私が、スーツをオーダーしたいと告げると、その男性はあれこれとスーツを持ってきて奨めてくれた。わざわざ店の奥からもスーツを出してくれたが私はどれも気に入らず、「店頭に飾ってあるスーツが良い」と伝えた。

その男性はちょっと渋い顔をした。店頭のディスプレイに手を掛けるのがいやだったのかもしれない。それでも店頭のスーツをはずして試着させてくれた。

私が、「これがいい」と言うと、ウエストと丈を計ってくれて「あさってにはできる」と言ってくれた。私はそのスーツが気に入って擦り切れるまで着ていた。

上記、パリの二軒のメゾンの対応は店頭売りの王道ではなかろうか。もちろん日本の感覚とは違うので、日本人の私には違和感もあったけれども、来店されたお客様の要望を十分に尊重しているのである。
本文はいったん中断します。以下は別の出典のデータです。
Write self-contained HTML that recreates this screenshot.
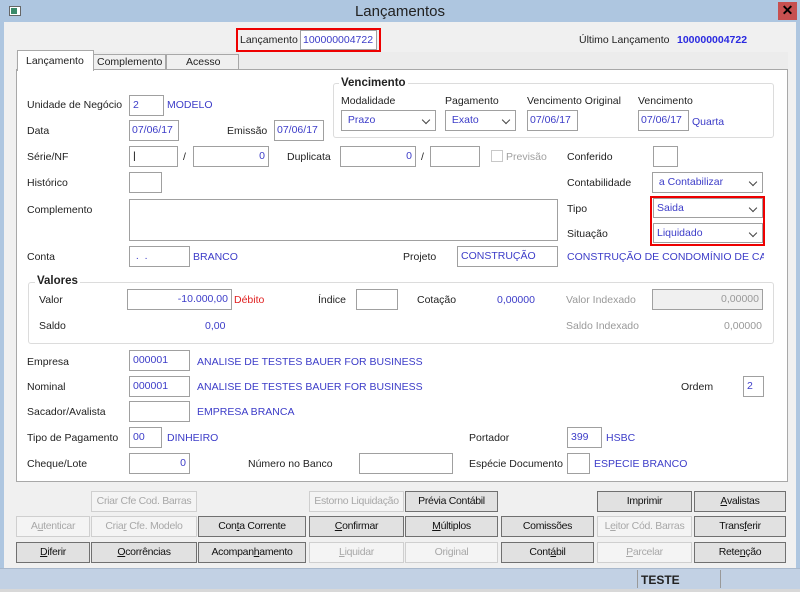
<!DOCTYPE html>
<html><head><meta charset="utf-8"><style>
*{box-sizing:border-box;margin:0;padding:0}
body{width:800px;height:592px;overflow:hidden;background:#f0f0f0;font-family:"Liberation Sans",sans-serif;font-size:10.5px;color:#222;position:relative}
.a{position:absolute;white-space:nowrap}
.l{position:absolute;white-space:nowrap;line-height:13px;top:0}
.i{position:absolute;background:#fff;border:1px solid #a0a0a0;color:#3c3cc8;padding:0 3px;line-height:19px;height:21px;overflow:hidden;white-space:nowrap}
.r{text-align:right}
.b{color:#3c3cc8}
.s:after{content:"";position:absolute;right:6px;top:6px;width:5px;height:5px;border-right:1.5px solid #444;border-bottom:1.5px solid #444;transform:rotate(45deg)}
.btn{position:absolute;height:21px;border:1px solid #707070;background:#e1e1e1;text-align:center;line-height:19px;font-size:10.5px;letter-spacing:-0.3px;color:#111}
.d{border-color:#cfcfcf;background:#f4f4f4;color:#a8a8a8}
.g{position:absolute;border:1px solid #dcdcdc;border-radius:3px}
.gt{position:absolute;font-weight:bold;background:#fff;padding:0 2px;font-size:11.5px}
</style></head><body>
<div class="a" style="left:0;top:0;width:800px;height:592px;border-left:4px solid #aec6e0;border-right:4px solid #aec6e0"></div>
<div class="a" style="left:0;top:0;width:800px;height:22px;background:#aec6e0"></div>
<div class="a" style="left:9px;top:6px;width:12px;height:10px;background:#fff;border:1px solid #666"><div style="width:6px;height:6px;background:#3a8a6a;margin:1px"></div></div>
<div class="a" style="left:0;top:3px;width:800px;text-align:center;font-size:15px;color:#222">Lançamentos</div>
<div class="a" style="left:778px;top:2px;width:19px;height:18px;background:#c75050;color:#000;font-weight:bold;text-align:center;font-size:14px;line-height:17px">✕</div>

<div class="a" style="left:236px;top:28px;width:145px;height:24px;border:2px solid #e00"></div>
<div class="l" style="left:240px;top:34px">Lançamento</div>
<div class="i" style="left:300px;top:30px;width:77px;height:20px;line-height:18px;padding:0 2px">100000004722</div>
<div class="l" style="left:579px;top:34px">Último Lançamento</div>
<div class="l" style="left:677px;top:34px;color:#2a2ae0;font-weight:bold">100000004722</div>

<div class="a" style="left:16px;top:52px;width:772px;height:18px;background:#ececec"></div>
<div class="a" style="left:16px;top:69px;width:772px;height:413px;background:#fff;border:1px solid #a8a8a8"></div>
<div class="a" style="left:17px;top:50px;width:77px;height:21px;background:#fff;border:1px solid #a8a8a8;border-bottom:none;padding:4px 0 0 8px">Lançamento</div>
<div class="a" style="left:93px;top:54px;width:73px;height:16px;background:#f0f0f0;border:1px solid #a8a8a8;padding:1px 0 0 3px">Complemento</div>
<div class="a" style="left:166px;top:54px;width:73px;height:16px;background:#f0f0f0;border:1px solid #a8a8a8;padding:1px 0 0 19px">Acesso</div>

<div class="g" style="left:333px;top:83px;width:441px;height:55px"></div>
<div class="gt" style="left:339px;top:77px">Vencimento</div>
<div class="l" style="left:341px;top:95px">Modalidade</div>
<div class="i s" style="left:341px;top:110px;width:95px">&nbsp;Prazo</div>
<div class="l" style="left:445px;top:95px">Pagamento</div>
<div class="i s" style="left:445px;top:110px;width:71px">&nbsp;Exato</div>
<div class="l" style="left:527px;top:95px">Vencimento Original</div>
<div class="i" style="left:527px;top:110px;width:51px;padding:0 2px">07/06/17</div>
<div class="l" style="left:638px;top:95px">Vencimento</div>
<div class="i" style="left:638px;top:110px;width:51px;padding:0 2px">07/06/17</div>
<div class="l b" style="left:692px;top:116px">Quarta</div>

<div class="l" style="left:27px;top:99px">Unidade de Negócio</div>
<div class="i" style="left:129px;top:95px;width:35px">2</div>
<div class="l b" style="left:167px;top:99px">MODELO</div>
<div class="l" style="left:27px;top:125px">Data</div>
<div class="i" style="left:129px;top:120px;width:50px;padding:0 2px">07/06/17</div>
<div class="l" style="left:227px;top:125px">Emissão</div>
<div class="i" style="left:274px;top:120px;width:50px;padding:0 2px">07/06/17</div>

<div class="l" style="left:27px;top:151px">Série/NF</div>
<div class="i" style="left:129px;top:146px;width:49px;color:#000">|</div>
<div class="l" style="left:183px;top:151px">/</div>
<div class="i r" style="left:193px;top:146px;width:76px">0</div>
<div class="l" style="left:287px;top:151px">Duplicata</div>
<div class="i r" style="left:340px;top:146px;width:76px">0</div>
<div class="l" style="left:421px;top:151px">/</div>
<div class="i" style="left:430px;top:146px;width:50px"></div>
<div class="a" style="left:491px;top:150px;width:12px;height:12px;border:1px solid #c8c8c8"></div>
<div class="l" style="left:506px;top:151px;color:#a0a0a0">Previsão</div>
<div class="l" style="left:567px;top:151px">Conferido</div>
<div class="i" style="left:653px;top:146px;width:25px"></div>

<div class="l" style="left:27px;top:177px">Histórico</div>
<div class="i" style="left:129px;top:172px;width:33px"></div>
<div class="l" style="left:567px;top:177px">Contabilidade</div>
<div class="i s" style="left:652px;top:172px;width:111px">&nbsp;a Contabilizar</div>

<div class="l" style="left:27px;top:204px">Complemento</div>
<div class="i" style="left:129px;top:199px;width:429px;height:42px"></div>
<div class="l" style="left:567px;top:203px">Tipo</div>
<div class="l" style="left:567px;top:228px">Situação</div>
<div class="a" style="left:650px;top:196px;width:115px;height:50px;border:2px solid #e00"></div>
<div class="i s" style="left:653px;top:198px;width:110px;height:20px;line-height:18px">Saida</div>
<div class="i s" style="left:653px;top:223px;width:110px;height:20px;line-height:18px">Liquidado</div>

<div class="l" style="left:27px;top:251px">Conta</div>
<div class="i" style="left:129px;top:246px;width:61px">&nbsp;.&nbsp; .</div>
<div class="l b" style="left:193px;top:251px">BRANCO</div>
<div class="l" style="left:403px;top:251px">Projeto</div>
<div class="i" style="left:457px;top:246px;width:101px">CONSTRUÇÃO</div>
<div class="l b" style="left:567px;top:251px;width:197px;overflow:hidden">CONSTRUÇÃO DE CONDOMÍNIO DE CASAS</div>

<div class="g" style="left:28px;top:282px;width:746px;height:62px"></div>
<div class="gt" style="left:35px;top:275px">Valores</div>
<div class="l" style="left:39px;top:294px">Valor</div>
<div class="i r" style="left:127px;top:289px;width:105px">-10.000,00</div>
<div class="l" style="left:234px;top:294px;color:#e02020">Débito</div>
<div class="l" style="left:318px;top:294px">Índice</div>
<div class="i" style="left:356px;top:289px;width:42px"></div>
<div class="l" style="left:417px;top:294px">Cotação</div>
<div class="l b" style="left:497px;top:294px">0,00000</div>
<div class="l" style="left:566px;top:294px;color:#999">Valor Indexado</div>
<div class="i r" style="left:652px;top:289px;width:111px;background:#f0f0f0;color:#999">0,00000</div>
<div class="l" style="left:39px;top:320px">Saldo</div>
<div class="l b" style="left:205px;top:320px">0,00</div>
<div class="l" style="left:566px;top:320px;color:#999">Saldo Indexado</div>
<div class="l" style="left:724px;top:320px;color:#999">0,00000</div>

<div class="l" style="left:27px;top:356px">Empresa</div>
<div class="i" style="left:129px;top:350px;width:61px">000001</div>
<div class="l b" style="left:197px;top:356px">ANALISE DE TESTES BAUER FOR BUSINESS</div>
<div class="l" style="left:27px;top:381px">Nominal</div>
<div class="i" style="left:129px;top:376px;width:61px">000001</div>
<div class="l b" style="left:197px;top:381px">ANALISE DE TESTES BAUER FOR BUSINESS</div>
<div class="l" style="left:681px;top:381px">Ordem</div>
<div class="i" style="left:743px;top:376px;width:21px">2</div>
<div class="l" style="left:27px;top:406px">Sacador/Avalista</div>
<div class="i" style="left:129px;top:401px;width:61px"></div>
<div class="l b" style="left:197px;top:406px">EMPRESA BRANCA</div>
<div class="l" style="left:27px;top:432px">Tipo de Pagamento</div>
<div class="i" style="left:129px;top:427px;width:33px">00</div>
<div class="l b" style="left:167px;top:432px">DINHEIRO</div>
<div class="l" style="left:469px;top:432px">Portador</div>
<div class="i" style="left:567px;top:427px;width:35px">399</div>
<div class="l b" style="left:606px;top:432px">HSBC</div>
<div class="l" style="left:27px;top:458px">Cheque/Lote</div>
<div class="i r" style="left:129px;top:453px;width:61px">0</div>
<div class="l" style="left:248px;top:458px">Número no Banco</div>
<div class="i" style="left:359px;top:453px;width:94px"></div>
<div class="l" style="left:469px;top:458px">Espécie Documento</div>
<div class="i" style="left:567px;top:453px;width:23px"></div>
<div class="l b" style="left:594px;top:458px">ESPECIE BRANCO</div>

<div class="btn d" style="left:91px;top:491px;width:106px">Criar Cfe Cod. Barras</div>
<div class="btn d" style="left:309px;top:491px;width:95px">Estorno Liquidação</div>
<div class="btn" style="left:405px;top:491px;width:93px">Prévia Contábil</div>
<div class="btn" style="left:597px;top:491px;width:95px">Imprimir</div>
<div class="btn" style="left:694px;top:491px;width:92px"><u>A</u>valistas</div>

<div class="btn d" style="left:16px;top:516px;width:74px">A<u>u</u>tenticar</div>
<div class="btn d" style="left:91px;top:516px;width:106px">Cria<u>r</u> Cfe. Modelo</div>
<div class="btn" style="left:198px;top:516px;width:108px">Con<u>t</u>a Corrente</div>
<div class="btn" style="left:309px;top:516px;width:95px"><u>C</u>onfirmar</div>
<div class="btn" style="left:405px;top:516px;width:93px"><u>M</u>últiplos</div>
<div class="btn" style="left:501px;top:516px;width:93px">Comissões</div>
<div class="btn d" style="left:597px;top:516px;width:95px">L<u>e</u>itor Cód. Barras</div>
<div class="btn" style="left:694px;top:516px;width:92px">Trans<u>f</u>erir</div>

<div class="btn" style="left:16px;top:542px;width:74px"><u>D</u>iferir</div>
<div class="btn" style="left:91px;top:542px;width:106px"><u>O</u>corrências</div>
<div class="btn" style="left:198px;top:542px;width:108px">Acompan<u>h</u>amento</div>
<div class="btn d" style="left:309px;top:542px;width:95px"><u>L</u>iquidar</div>
<div class="btn d" style="left:405px;top:542px;width:93px">Original</div>
<div class="btn" style="left:501px;top:542px;width:93px">Cont<u>á</u>bil</div>
<div class="btn d" style="left:597px;top:542px;width:95px"><u>P</u>arcelar</div>
<div class="btn" style="left:694px;top:542px;width:92px">Rete<u>n</u>ção</div>

<div class="a" style="left:0;top:568px;width:800px;height:21px;background:#c2d1e4;border-top:1px solid #a8b8cc"></div>
<div class="a" style="left:637px;top:570px;width:84px;height:18px;border-left:1px solid #999;border-right:1px solid #999;font-weight:bold;padding:3px 0 0 3px;font-size:12px">TESTE</div>
<div class="a" style="left:0;top:589px;width:800px;height:3px;background:#d8d8d8"></div>
</body></html>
私は来店されたお客様にはできるだけ自由に商品を見てもらうことにしている。何かを探しているようなお客様には、

「何かおさがしですか?」

と声を掛けるようにしている。最近は、突然着物を着ることになり、小物や着付け用品を買いに来る客も多いけれども、中には自分で探している商品が分からない客もいる。

「何かおさがしですか?」

と言う問いに、

「はい、着物を着る時に使うゴムでできた、クリップのようなものが付いている道具。」

見たことも無く名前もわからない商品を探している。

「はい、コーリンベルトですね。コーリンベルトはこちらにございます。」

そう言って商品をお勧めすることもある。

お客様が、

「何かおさがしですか?」

の問いに、

「いえ、きれいなお店なので入ってきたんです。見るだけでも良いですか。」

と言う方には。

「ええ、どうぞごゆっくりご覧ください。」

と応えることにしている。

お客様が自分の欲しい商品を自由に見ることのできる店内。お客様が困った様子を見せればすぐに対応できる接客。何でもお客様の相談に対応できる店員。これらが店頭販売には必要であり、それを越えてはならない。

商品を買う買わないの主導権は自分にあると言う事を消費者には自覚して欲しい。そして、それに反するような接客であれば、その店はおかしいと判断すべきだと思う。

呉服業界を正常な姿に戻す為にも消費者の店頭販売に対する適切な判断と対応をお願いしたいところである。